While it’s not the ultimate horrible swan song, that dishonor as far as I can tell will be permanently held by Veronica Lake in the revolting Flesh Fest, this piece of low budget garbage is a pretty tragic way for a great actress like Gloria Grahame to close out her career.
I watched it specifically because she was in it while I was attempting to complete her filmography (now done) and promptly blocked out as much of it as I could. I don’t think I could ever try to watch all the films John Carradine made, he was madly prolific.
Gloria actually looks far better here in her brief scenes than she did in some of her roles later on. I’ve yet to see Miss Lake’s final bow and yes I’ve heard it’s nasty.

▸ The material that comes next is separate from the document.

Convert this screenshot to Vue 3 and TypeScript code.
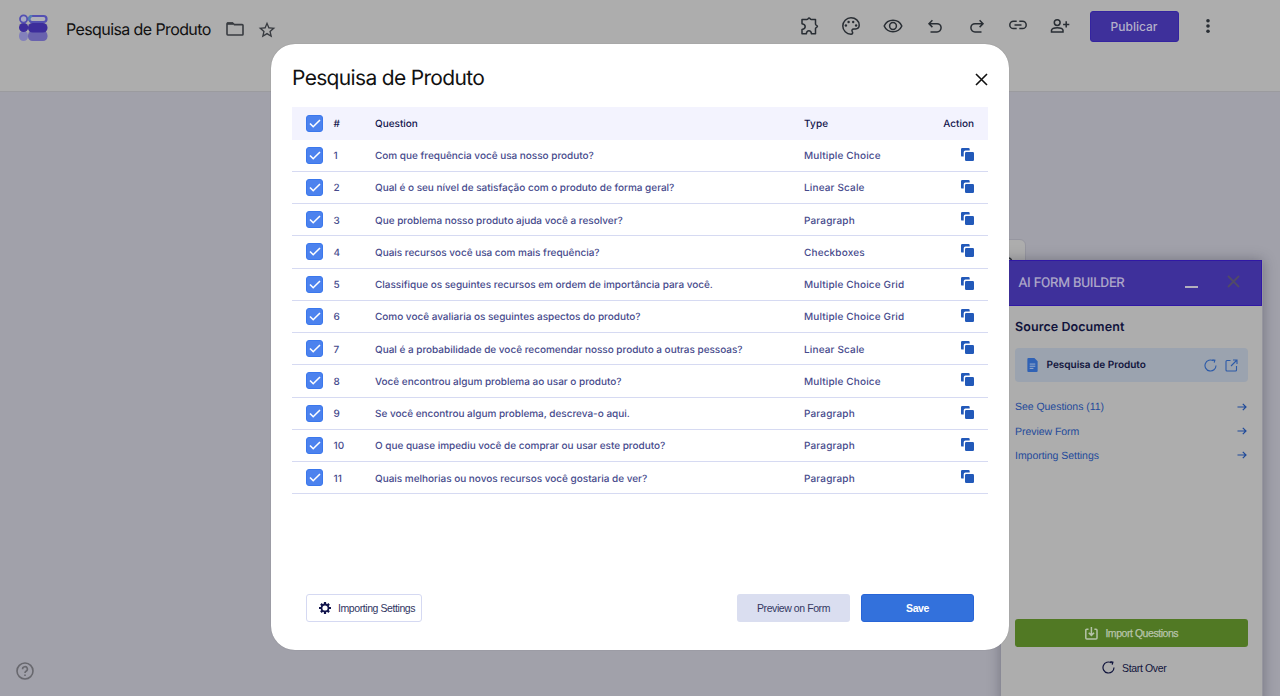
<script setup lang="ts">
interface Question {
  text: string
  type: string
}

const questions: Question[] = [
  { text: 'Com que frequência você usa nosso produto?', type: 'Multiple Choice' },
  { text: 'Qual é o seu nível de satisfação com o produto de forma geral?', type: 'Linear Scale' },
  { text: 'Que problema nosso produto ajuda você a resolver?', type: 'Paragraph' },
  { text: 'Quais recursos você usa com mais frequência?', type: 'Checkboxes' },
  { text: 'Classifique os seguintes recursos em ordem de importância para você.', type: 'Multiple Choice Grid' },
  { text: 'Como você avaliaria os seguintes aspectos do produto?', type: 'Multiple Choice Grid' },
  { text: 'Qual é a probabilidade de você recomendar nosso produto a outras pessoas?', type: 'Linear Scale' },
  { text: 'Você encontrou algum problema ao usar o produto?', type: 'Multiple Choice' },
  { text: 'Se você encontrou algum problema, descreva-o aqui.', type: 'Paragraph' },
  { text: 'O que quase impediu você de comprar ou usar este produto?', type: 'Paragraph' },
  { text: 'Quais melhorias ou novos recursos você gostaria de ver?', type: 'Paragraph' },
]

const links: string[] = ['See Questions (11)', 'Preview Form', 'Importing Settings']
</script>

<template>
  <div class="page">
    <header class="topbar">
      <svg class="logo" width="29" height="28" viewBox="0 0 29 28">
        <rect x="0" y="17" width="9" height="10" rx="4.5" fill="#8381bb" />
        <rect x="9" y="17" width="19.500" height="10" rx="4.500" fill="#6962ae" />
        <circle cx="4.600" cy="13.500" r="4.600" fill="#3d2d9b" />
        <rect x="9" y="9" width="19.500" height="9.500" rx="4.600" fill="#3d2d9b" />
        <circle cx="4.600" cy="5" r="3.600" fill="#a9aac3" stroke="#5450b2" stroke-width="1.800" />
        <rect x="10.200" y="2" width="17.300" height="6" rx="3" fill="#b0b1b8" stroke="#5450b2" stroke-width="2.200" />
        <path d="M10.200 6.500V5a3 3 0 0 1 3-3" fill="none" stroke="#4e7fb2" stroke-width="2.200" />
      </svg>
      <div class="form-title">Pesquisa de Produto</div>
      <svg class="folder" width="18" height="16" viewBox="0 0 18 16" fill="none" stroke="#383b40" stroke-width="1.600">
        <path d="M1 13V2.800Q1 2 1.800 2H6.600L8.400 3.600H16.200Q17 3.600 17 4.400V13.200Q17 14 16.200 14H1.800Q1 14 1 13Z" />
        <path d="M1 2.600H7" stroke-width="2.400" />
      </svg>
      <svg class="star" width="20" height="20" viewBox="0 0 24 24" fill="#383b40">
        <path d="M22 9.240l-7.190-.620L12 2 9.190 8.630 2 9.240l5.460 4.730L5.820 21 12 17.270 18.180 21l-1.630-7.030L22 9.240zM12 15.400l-3.760 2.270 1-4.280-3.320-2.880 4.380-.380L12 6.100l1.710 4.040 4.380.380-3.320 2.880 1 4.280L12 15.400z" />
      </svg>
      <nav class="tools">
        <svg viewBox="0 0 20 20" fill="none" stroke="#292e34" stroke-width="1.500" stroke-linejoin="round">
          <path d="M2 3.500H6.800Q7.600 3.500 8 2.800Q9 1.200 10.200 2.800Q10.600 3.500 11.300 3.500H15.500V8Q15.500 8.700 16.200 9.100Q18.700 10.300 16.200 11.600Q15.500 12 15.500 12.600V17.800H11.500Q11.100 14.700 8.900 14.700Q6.700 14.700 6.300 17.800H2V13.500Q5.200 13 5.200 10.700Q5.200 8.200 2 7.800Z" />
        </svg>
        <svg viewBox="0 0 20 20" fill="none" stroke="#292e34" stroke-width="1.500">
          <path d="M10 1.800A8.200 8.200 0 1 0 10 18.200C11.600 18.200 12.100 16.800 11.300 15.700C10.400 14.300 11.200 13 12.700 13H14.500C16.800 13 18.200 11.500 18.200 9.100C18.200 5 14.500 1.800 10 1.800Z" />
          <g fill="#292e34" stroke="none"><circle cx="4.900" cy="9.500" r="1.200" /><circle cx="7.600" cy="6" r="1.200" /><circle cx="12.200" cy="6" r="1.200" /><circle cx="15.100" cy="9.500" r="1.200" /></g>
        </svg>
        <svg viewBox="0 0 20 20" fill="none" stroke="#292e34" stroke-width="1.500">
          <path d="M1.200 10C4.500 2.400 15.500 2.400 18.800 10C15.500 17.600 4.500 17.600 1.200 10Z" /><circle cx="10" cy="10" r="3.400" />
        </svg>
        <svg viewBox="0 0 20 20" fill="none" stroke="#292e34" stroke-width="1.500">
          <path d="M7.400 4.300L4 7.700L7.400 11.100M4.300 7.700H12A4.100 4.100 0 0 1 12 15.900H5.500" />
        </svg>
        <svg viewBox="0 0 20 20" fill="none" stroke="#292e34" stroke-width="1.500">
          <path d="M12.600 4.300L16 7.700L12.600 11.100M15.700 7.700H8A4.100 4.100 0 0 0 8 15.900H14.500" />
        </svg>
        <svg class="raised" viewBox="0 0 20 20" fill="none" stroke="#292e34" stroke-width="1.500">
          <path d="M8.700 6.200H5.500A3.700 3.700 0 0 0 5.500 13.600H8.700M11.300 6.200H14.500A3.700 3.700 0 0 1 14.500 13.600H11.300M6.500 9.900H13.500" />
        </svg>
        <svg viewBox="0 0 20 20" fill="none" stroke="#292e34" stroke-width="1.500">
          <circle cx="7.200" cy="6.600" r="2.900" /><path d="M1.500 16V14.200C2 12.400 5 11.800 7.200 11.800S12.600 12.400 13 14.200V16ZM16.200 5.300V11.500M13.100 8.400H19.300" />
        </svg>
      </nav>
      <button class="publish">Publicar</button>
      <svg class="more" width="6" height="16" viewBox="0 0 6 16" fill="#292e34">
        <circle cx="3" cy="2.800" r="1.800" /><circle cx="3" cy="8" r="1.800" /><circle cx="3" cy="13.200" r="1.800" />
      </svg>
    </header>

    <div class="toolbox">
      <svg width="6" height="8" viewBox="0 0 6 8" fill="none" stroke="#292e34" stroke-width="1.500"><path d="M0 1Q4 1 4 6" /></svg>
    </div>
    <svg class="help" width="18" height="18" viewBox="0 0 18 18" fill="none" stroke="#68686e" stroke-width="1.600">
      <circle cx="9" cy="9" r="8" /><path d="M6.600 7.200A2.400 2.400 0 1 1 10 9.200Q9 9.700 9 11M9 12.400V14" />
    </svg>

    <aside class="panel">
      <div class="panel-head">
        <span class="panel-title">AI FORM BUILDER</span>
        <span class="minimize"></span>
        <svg width="13" height="13" viewBox="0 0 13 13" stroke="#514a68" stroke-width="1.800"><path d="M1 1L12 12M12 1L1 12" /></svg>
      </div>
      <div class="panel-body">
        <h2>Source Document</h2>
        <div class="source">
          <svg class="doc" width="11" height="14" viewBox="0 0 11 15">
            <path d="M1 0H7.500L11 3.500V14Q11 15 10 15H1Q0 15 0 14V1Q0 0 1 0Z" fill="#3062b5" />
            <path d="M2.500 6.500H8.500M2.500 8.800H8.500M2.500 11.100H6.500" stroke="#a5b4cf" />
          </svg>
          <span class="source-name">Pesquisa de Produto</span>
          <svg class="reload" width="13" height="13" viewBox="0 0 13 13" fill="none" stroke="#2c5aa8" stroke-width="1.100">
            <path d="M12 6.500A5.500 5.500 0 1 1 9.500 1.900M8.400 .7L10.900 1.200L10.200 3.600" />
          </svg>
          <svg width="13" height="13" viewBox="0 0 13 13" fill="none" stroke="#2c5aa8" stroke-width="1.100">
            <path d="M5.500 1.500H2Q1 1.500 1 2.500V11Q1 12 2 12H10.500Q11.500 12 11.500 11V7M8 1H12V5M12 1L6 7" />
          </svg>
        </div>
        <div class="links">
          <a v-for="label in links" :key="label">
            <span>{{ label }}</span>
            <svg width="10" height="8" viewBox="0 0 10 8" fill="none" stroke="#1f4a9b" stroke-width="1.200"><path d="M.5 4H9M5.800 .8L9 4L5.800 7.200" /></svg>
          </a>
        </div>
        <button class="import">
          <svg width="13" height="13" viewBox="0 0 13 13" fill="none" stroke="#b5c3a9" stroke-width="1.500">
            <path d="M3.500 2.200H1.800Q.8 2.200 .8 3.200V11Q.8 12 1.800 12H11Q12 12 12 11V3.200Q12 2.200 11 2.200H9.400M6.400 0V8.200M3.700 5.700L6.400 8.400L9.100 5.700" />
          </svg>
          <span>Import Questions</span>
        </button>
        <button class="restart">
          <svg width="13" height="13" viewBox="0 0 13 13" fill="none" stroke="#11153d" stroke-width="1.200">
            <path d="M12 6.500A5.500 5.500 0 1 1 9.500 1.900M8.400 .7L10.900 1.200L10.200 3.600" />
          </svg>
          <span>Start Over</span>
        </button>
      </div>
    </aside>

    <section class="modal">
      <div class="modal-head">
        <h1>Pesquisa de Produto</h1>
        <svg width="13" height="13" viewBox="0 0 13 13" stroke="#111" stroke-width="1.600"><path d="M1 1L12 12M12 1L1 12" /></svg>
      </div>
      <div class="table">
        <div class="row head">
          <span class="check"><svg width="12" height="9" viewBox="0 0 12 9"><path d="M1 4.500L4.200 7.700L11 1" /></svg></span>
          <span class="num">#</span>
          <span class="question">Question</span>
          <span class="type">Type</span>
          <span class="action">Action</span>
        </div>
        <div v-for="(q, i) in questions" :key="q.text" class="row">
          <span class="check"><svg width="12" height="9" viewBox="0 0 12 9"><path d="M1 4.500L4.200 7.700L11 1" /></svg></span>
          <span class="num">{{ i + 1 }}</span>
          <span class="question">{{ q.text }}</span>
          <span class="type">{{ q.type }}</span>
          <span class="action">
            <svg width="13" height="13" viewBox="0 0 13 13" fill="#2259b9">
              <path d="M1.200 0H7.500Q8.700 0 8.700 1.200V2.600H4.400Q2.700 2.600 2.700 4.300V8.600H1.200Q0 8.600 0 7.400V1.200Q0 0 1.200 0Z" />
              <rect x="4" y="4" width="9" height="9" rx="1.200" />
            </svg>
          </span>
        </div>
      </div>
      <div class="modal-foot">
        <button class="settings">
          <svg width="12" height="12" viewBox="0 0 12 12">
            <g stroke="#11144c" stroke-width="2.200"><path d="M6 0V12M0 6H12M1.900 1.900L10.100 10.100M10.100 1.900L1.900 10.100" /></g>
            <circle cx="6" cy="6" r="4.400" fill="#11144c" /><circle cx="6" cy="6" r="2.600" fill="#fff" />
          </svg>
          <span>Importing Settings</span>
        </button>
        <button class="preview">Preview on Form</button>
        <button class="save">Save</button>
      </div>
    </section>
  </div>
</template>

<style>
html, body { margin: 0; overflow: hidden; }
</style>

<style scoped>
* { box-sizing: border-box; }
button { margin: 0; padding: 0; border: 0; font: inherit; }
h1, h2 { margin: 0; }
svg { display: block; flex: none; }
.page {
  position: relative;
  height: 696px;
  overflow: hidden;
  background: #a1a1aa;
  font-family: "Liberation Sans", Arial, sans-serif;
  text-rendering: geometricPrecision;
}
.topbar {
  display: flex;
  height: 92px;
  padding-left: 19px;
  background: #adadad;
  border-bottom: 1px solid #9b9b9f;
}
.logo { margin-top: 14px; }
.form-title {
  width: 160px;
  margin: 17px 0 0 18px;
  font: 400 16px/24px Inter, sans-serif;
  letter-spacing: -0.600px;
  color: #111;
  white-space: nowrap;
}
.folder { margin-top: 21px; }
.star { margin: 19.500px 0 0 12.500px; }
.tools { display: flex; gap: 21.750px; margin: 16px 0 0 523px; }
.tools svg { width: 20px; height: 20px; }
.tools .raised { margin-top: -1.500px; }
.publish {
  width: 89px;
  height: 31px;
  margin: 11px 0 0 19.500px;
  border: 1px solid #3424a0;
  border-radius: 3px;
  background: #3e309b;
  color: #b4b0c9;
  font: 500 12px/27px Inter, sans-serif;
}
.more { margin: 18px 0 0 26.500px; }
.toolbox {
  position: absolute;
  left: 980px;
  top: 239px;
  width: 46px;
  height: 60px;
  padding: 17px 0 0 27px;
  border: 1px solid #9696a0;
  border-radius: 6px;
  background: #adadad;
}
.help { position: absolute; left: 16px; top: 662px; }
.panel {
  position: absolute;
  left: 1001px;
  top: 260px;
  width: 262px;
  height: 445px;
  background: #adadad;
  border-right: 1px solid #96969e;
  box-shadow: 0 0 12px rgba(30, 30, 50, .35);
}
.panel-head {
  display: flex;
  align-items: center;
  height: 45.500px;
  padding: 0 22px 0 17.500px;
  border: 1px solid #3018a5;
  border-left: 0;
  background: #3e309b;
}
.panel-title {
  flex: 1;
  font: 400 13.500px/20px Roboto, sans-serif;
  letter-spacing: -0.200px;
  color: #b0abca;
  -webkit-text-stroke: 0.200px #b0abca;
  white-space: nowrap;
}
.minimize { width: 13px; height: 2px; margin: 9px 28px 0 0; background: #b3b0bd; }
.panel-head svg { margin: -3px -1px 0 1px; }
.panel-body { padding: 12.500px 14px 0 14px; }
.panel-body h2 {
  font: 600 12.500px/20px Inter, sans-serif;
  letter-spacing: 0.080px;
  color: #11143c;
}
.source {
  display: flex;
  align-items: center;
  height: 34px;
  margin-top: 10px;
  padding: 0 10px 0 12px;
  border-radius: 4px;
  background: #9ba3af;
}
.source-name {
  flex: 1;
  margin: 0 0 0 8.500px;
  font: 600 10px/16px Inter, sans-serif;
  color: #11143c;
}
.reload { margin-right: 8px; }
.links { margin-top: 12.500px; }
.links a {
  display: flex;
  align-items: center;
  justify-content: space-between;
  height: 24.400px;
  padding-right: 1px;
  font-size: 10.500px;
  letter-spacing: -0.040px;
  color: #1f4a9b;
}
.links span { padding-top: 1px; }
.import, .restart {
  display: flex;
  align-items: center;
  justify-content: center;
  width: 100%;
  font-size: 10.500px;
  letter-spacing: -0.450px;
}
.import {
  gap: 7.500px;
  height: 28px;
  margin-top: 151.500px;
  border-radius: 3px;
  background: #517924;
  color: #b7c4aa;
  -webkit-text-stroke: 0.250px #b7c4aa;
}
.restart {
  gap: 7.500px;
  height: 20px;
  margin-top: 10.500px;
  padding-left: 5px;
  background: transparent;
  color: #11143c;
  letter-spacing: -0.350px;
}
.modal {
  position: absolute;
  left: 271px;
  top: 44px;
  width: 738px;
  height: 606px;
  padding: 0 21px;
  border-radius: 24px;
  background: #fff;
  box-shadow: 0 0 1px rgba(0, 0, 0, .3);
}
.modal-head {
  display: flex;
  align-items: center;
  justify-content: space-between;
  height: 63px;
  padding: 7px 0 0;
}
.modal-head h1 {
  font: 400 21px/30px Inter, sans-serif;
  letter-spacing: -0.670px;
  color: #111;
}
.row {
  display: grid;
  grid-template-columns: 41.500px 41.500px 429px 1fr auto;
  align-items: center;
  height: 32.250px;
  padding-right: 14px;
  border-bottom: 1.500px solid #d6daf2;
  font: 500 10px/16px Inter, sans-serif;
  letter-spacing: -0.020px;
  color: #464a8c;
  white-space: nowrap;
}
.modal-head svg { margin: 0 .5px 0 0; }
.row.head { height: 32.500px; border-bottom: 0; background: #f3f3fe; color: #11144c; }
.num, .question, .type, .head .action { padding-top: 2px; }
.type { letter-spacing: 0.150px; }
.check {
  display: flex;
  align-items: center;
  justify-content: center;
  width: 17px;
  height: 17px;
  margin-left: 14px;
  border: 1px solid #3b78ed;
  border-radius: 3px;
  background: #4c82ee;
}
.check path { fill: none; stroke: #fff; stroke-width: 1.600; }
.row .action svg { margin-top: -2px; }
.modal-foot { display: flex; margin-top: 100px; padding: 0 14px; }
.modal-foot button { height: 28px; border-radius: 3px; font-size: 10.500px; letter-spacing: -0.420px; }
.settings {
  display: flex;
  align-items: center;
  gap: 7.500px;
  width: 116px;
  padding-left: 11.500px;
  border: 1px solid #d5d9f2;
  background: #fff;
  color: #30345f;
  white-space: nowrap;
}
.modal-foot .preview { width: 113px; margin-left: auto; background: #dadef0; color: #343862; }
.modal-foot .save {
  width: 113px;
  margin-left: 11px;
  border: 1px solid #2865d7;
  background: #3371dc;
  color: #fff;
  font-weight: 700;
}
</style>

As for John, I think it’s kind of hilarious that he just could never say no to a script sent his way. Good or Bad.
I too laughed at the opening line plus I miss read it as David Carradine, surely he’s done much worse lol.
Then I see John has 351 credits to his name! Man that’s a mission and a half. Not sure The Nesting will hit my list but it does sound like good fun, especially like the bit about his eyebrows hehe. Good luck with your mission buddy.
I’ve seen plenty of John films and sometimes you just shake your head and wonder why? This one is far from the bottom though, look for stuff from Adamson and Warren that he took part in to get a better idea. What’s fun though is how he always seems to be acting as if he’s reciting Shakespeare in many of these low budget efforts. And yes David went the same route in the latter part of his career as well aside from Kill Bill.
Haunted house story meets a bit of that ol’ slasher shtick, I’m in!
That’s exactly what we get in this one, have fun.